Problem ->
Scan the following material for the string "React" and copy each line in which it appears.

Data extract ->
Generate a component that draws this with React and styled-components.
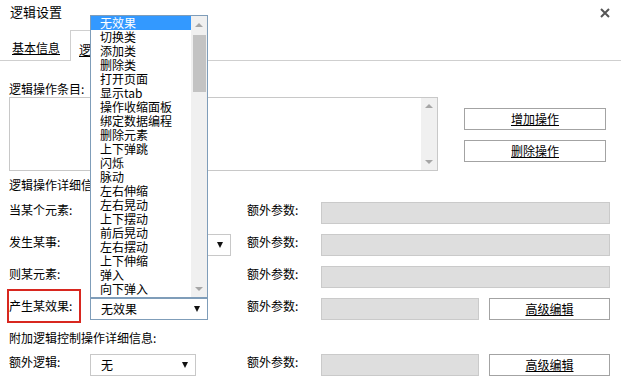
import React from "react";
import styled, { createGlobalStyle } from "styled-components";

const Global = createGlobalStyle`
  html, body { margin: 0; padding: 0; background: #fff; }
  body {
    font-family: "Noto Sans CJK SC", "Liberation Sans", sans-serif;
    font-size: 12px;
    color: #000;
  }
  * { box-sizing: border-box; }
`;

const Dialog = styled.div`
  width: 621px;
  height: 384px;
  overflow: hidden;
  background: #fff;
  display: flex;
  flex-direction: column;
`;

const Header = styled.div`
  height: 26px;
  display: flex;
  justify-content: space-between;
  align-items: center;
  padding: 0 11px 0 10px;
`;

const Title = styled.div`
  font-size: 13px;
  line-height: 23px;
  align-self: flex-start;
`;

const Close = styled.svg`
  width: 10px;
  height: 10px;
  display: block;
`;

const TabBar = styled.div`
  margin-top: 4px;
  height: 31px;
  display: flex;
  align-items: flex-end;
  border-bottom: 1px solid #cfcfcf;
`;

const Tab = styled.div`
  line-height: 14px;
  text-decoration: underline;
  padding: 0 10px 5px 12px;
  height: ${(p) => (p.$active ? "31px" : "auto")};
  ${(p) =>
    p.$active &&
    `
    border: 1px solid #cfcfcf;
    border-bottom: none;
    background: #fff;
    margin-bottom: -1px;
    padding: 12px 10px 5px 8px;
  `}
`;

const Content = styled.div`
  padding: 0 11px 0 9px;
  display: flex;
  flex-direction: column;
`;

const SectionLabel = styled.div`
  line-height: 14px;
  margin-top: ${(p) => p.$mt}px;
  white-space: nowrap;
`;

const EntryRow = styled.div`
  display: flex;
  margin-top: 1px;
`;

const TextBox = styled.div`
  width: 429px;
  height: 74px;
  border: 1px solid #c8c8c8;
  display: flex;
  justify-content: flex-end;
`;

const Scrollbar = styled.div`
  width: 16px;
  background: #f0f0f0;
  display: flex;
  flex-direction: column;
`;

const ArrowBox = styled.div`
  height: ${(p) => p.$h || 16}px;
  display: flex;
  align-items: center;
  justify-content: center;
  flex: none;
`;

const Tri = styled.span`
  width: 0;
  height: 0;
  border-left: 4px solid transparent;
  border-right: 4px solid transparent;
  ${(p) =>
    p.$up
      ? `border-bottom: 4px solid ${p.$c || "#a6a6a6"};`
      : `border-top: 4px solid ${p.$c || "#a6a6a6"};`}
`;

const Spacer = styled.div`
  flex: 1;
`;

const Thumb = styled.div`
  height: 57px;
  margin: 2px 1px 0 2px;
  background: #c3c3c3;
  flex: none;
`;

const ButtonCol = styled.div`
  margin-left: 26px;
  padding-top: 11px;
  display: flex;
  flex-direction: column;
  gap: 10px;
`;

const Button = styled.div`
  width: ${(p) => p.$w}px;
  height: 22px;
  border: 1px solid #a3a3a3;
  background: #fff;
  display: flex;
  align-items: center;
  justify-content: center;
  text-decoration: underline;
  line-height: 20px;
  flex: none;
`;

const Row = styled.div`
  display: grid;
  grid-template-columns: 81px 157px 74px 289px;
  height: 22px;
  margin-top: ${(p) => p.$mt ?? 10}px;
  align-items: start;
`;

const Label = styled.div`
  line-height: 14px;
  padding-top: 1px;
  white-space: nowrap;
  position: relative;
  ${(p) =>
    p.$boxed &&
    `
    &::after {
      content: "";
      position: absolute;
      left: -2px;
      top: -9px;
      width: 70px;
      height: 30px;
      border: 2px solid #d8271f;
    }
  `}
`;

const SelectWrap = styled.div`
  position: relative;
  width: ${(p) => p.$w}px;
`;

const Select = styled.div`
  width: 100%;
  height: 22px;
  border: 1px solid ${(p) => (p.$focus ? "#7f9db9" : "#c8c8c8")};
  background: #fff;
  display: flex;
  align-items: center;
  justify-content: space-between;
  padding: 0 7px 0 10px;
  line-height: 20px;
`;

const DownArrow = styled.span`
  width: 0;
  height: 0;
  border-left: 3px solid transparent;
  border-right: 3px solid transparent;
  border-top: 6px solid #111;
`;

const GrayInput = styled.div`
  width: ${(p) => (p.$w ? `${p.$w}px` : "100%")};
  height: 22px;
  background: #dedede;
  border: 1px solid #cacaca;
  flex: none;
`;

const InputGroup = styled.div`
  display: flex;
  gap: 10px;
`;

const List = styled.div`
  position: absolute;
  left: 0;
  bottom: 100%;
  width: 118px;
  height: 283px;
  border: 1px solid #7f9db9;
  background: #fff;
  display: flex;
  z-index: 10;
`;

const Items = styled.div`
  flex: 1;
  overflow: hidden;
`;

const Item = styled.div`
  height: 14px;
  line-height: 14px;
  padding-left: 9px;
  white-space: nowrap;
  background: ${(p) => (p.$sel ? "#3399ff" : "transparent")};
  color: ${(p) => (p.$sel ? "#fff" : "#000")};
`;

const effects = [
  "无效果", "切换类", "添加类", "删除类", "打开页面", "显示tab", "操作收缩面板",
  "绑定数据编程", "删除元素", "上下弹跳", "闪烁", "脉动", "左右伸缩", "左右晃动",
  "上下摆动", "前后晃动", "左右摆动", "上下伸缩", "弹入", "向下弹入", "向上弹入",
];

function Param({ withButton }) {
  return (
    <>
      <Label>额外参数:</Label>
      {withButton ? (
        <InputGroup>
          <GrayInput $w={158} />
          <Button $w={121}>高级编辑</Button>
        </InputGroup>
      ) : (
        <GrayInput />
      )}
    </>
  );
}

export default function App() {
  return (
    <>
      <Global />
      <Dialog>
        <Header>
          <Title>逻辑设置</Title>
          <Close viewBox="0 0 10 10">
            <path d="M1 1 L9 9 M9 1 L1 9" stroke="#555" strokeWidth="2" />
          </Close>
        </Header>
        <TabBar>
          <Tab>基本信息</Tab>
          <Tab $active>逻辑设置</Tab>
        </TabBar>
        <Content>
          <SectionLabel $mt={21}>逻辑操作条目:</SectionLabel>
          <EntryRow>
            <TextBox>
              <Scrollbar>
                <ArrowBox><Tri $up /></ArrowBox>
                <Spacer />
                <ArrowBox><Tri /></ArrowBox>
              </Scrollbar>
            </TextBox>
            <ButtonCol>
              <Button $w={142}>增加操作</Button>
              <Button $w={142}>删除操作</Button>
            </ButtonCol>
          </EntryRow>
          <SectionLabel $mt={7}>逻辑操作详细信息:</SectionLabel>
          <Row>
            <Label>当某个元素:</Label>
            <SelectWrap $w={118}>
              <Select><span /><DownArrow /></Select>
            </SelectWrap>
            <Param />
          </Row>
          <Row>
            <Label>发生某事:</Label>
            <SelectWrap $w={141}>
              <Select><span /><DownArrow /></Select>
            </SelectWrap>
            <Param />
          </Row>
          <Row>
            <Label>则某元素:</Label>
            <SelectWrap $w={118}>
              <Select><span /><DownArrow /></Select>
            </SelectWrap>
            <Param />
          </Row>
          <Row>
            <Label $boxed>产生某效果:</Label>
            <SelectWrap $w={118}>
              <List>
                <Items>
                  {effects.map((e, i) => (
                    <Item key={e} $sel={i === 0}>{e}</Item>
                  ))}
                </Items>
                <Scrollbar>
                  <ArrowBox $h={17}><Tri $up /></ArrowBox>
                  <Thumb />
                  <Spacer />
                  <ArrowBox $h={17}><Tri /></ArrowBox>
                </Scrollbar>
              </List>
              <Select $focus><span>无效果</span><DownArrow /></Select>
            </SelectWrap>
            <Param withButton />
          </Row>
          <SectionLabel $mt={11}>附加逻辑控制操作详细信息:</SectionLabel>
          <Row $mt={9}>
            <Label>额外逻辑:</Label>
            <SelectWrap $w={106}>
              <Select><span>无</span><DownArrow /></Select>
            </SelectWrap>
            <Param withButton />
          </Row>
        </Content>
      </Dialog>
    </>
  );
}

Finished exercise ->
Generate a component that draws this with React and styled-components.
import React from "react";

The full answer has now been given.